Sabotage oder gar Terrorismus wurden auch in der Türkei als Ursache der Feuer diskutiert. Tatsächlich bekannte sich die Terrorgruppe »Kinder des Feuers« zu den Brandstiftungen mit den Worten: »Wir begrüßen das heilige Feuer.« Ob das Bekennerschreiben glaubwürdig ist, lässt sich kaum sagen. Andere kurdische Organisationen, darunter auch die PKK, bestritten die an sie gerichteten Vorwürfe aus regierungsnahen Medien.

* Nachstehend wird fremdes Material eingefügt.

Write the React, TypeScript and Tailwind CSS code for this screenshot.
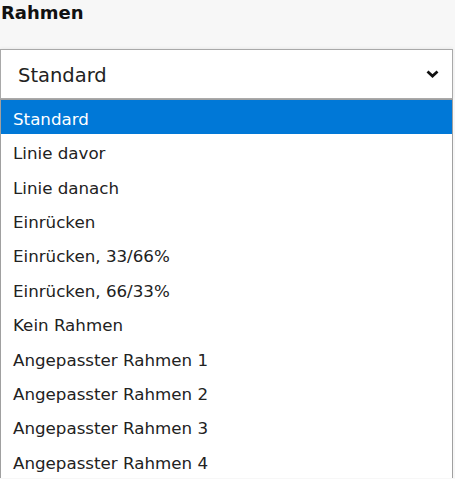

Die fast schon offiziellen Verdächtigungen darf man getrost als Ablenkungsmanöver der türkischen Führung sehen, zumal sie hervorragend zu den jüngsten Luftschlägen gegen den Nordirak passen, die trotz der katastrophalen Lage im Südwesten des Landes gestartet wurden. Laut dem türkischen Verteidigungsministerium und TRT World wurden dabei 40 »PKK-Ziele« zerstört. Das sind nun wirklich zynische Zusammenhänge. Man sieht: Auch wenn die türkischen Waldbrände nicht auf die »Kinder des Feuers« zurückgehen, könnten sie das Werk politisch motivierter Brandstifter sein.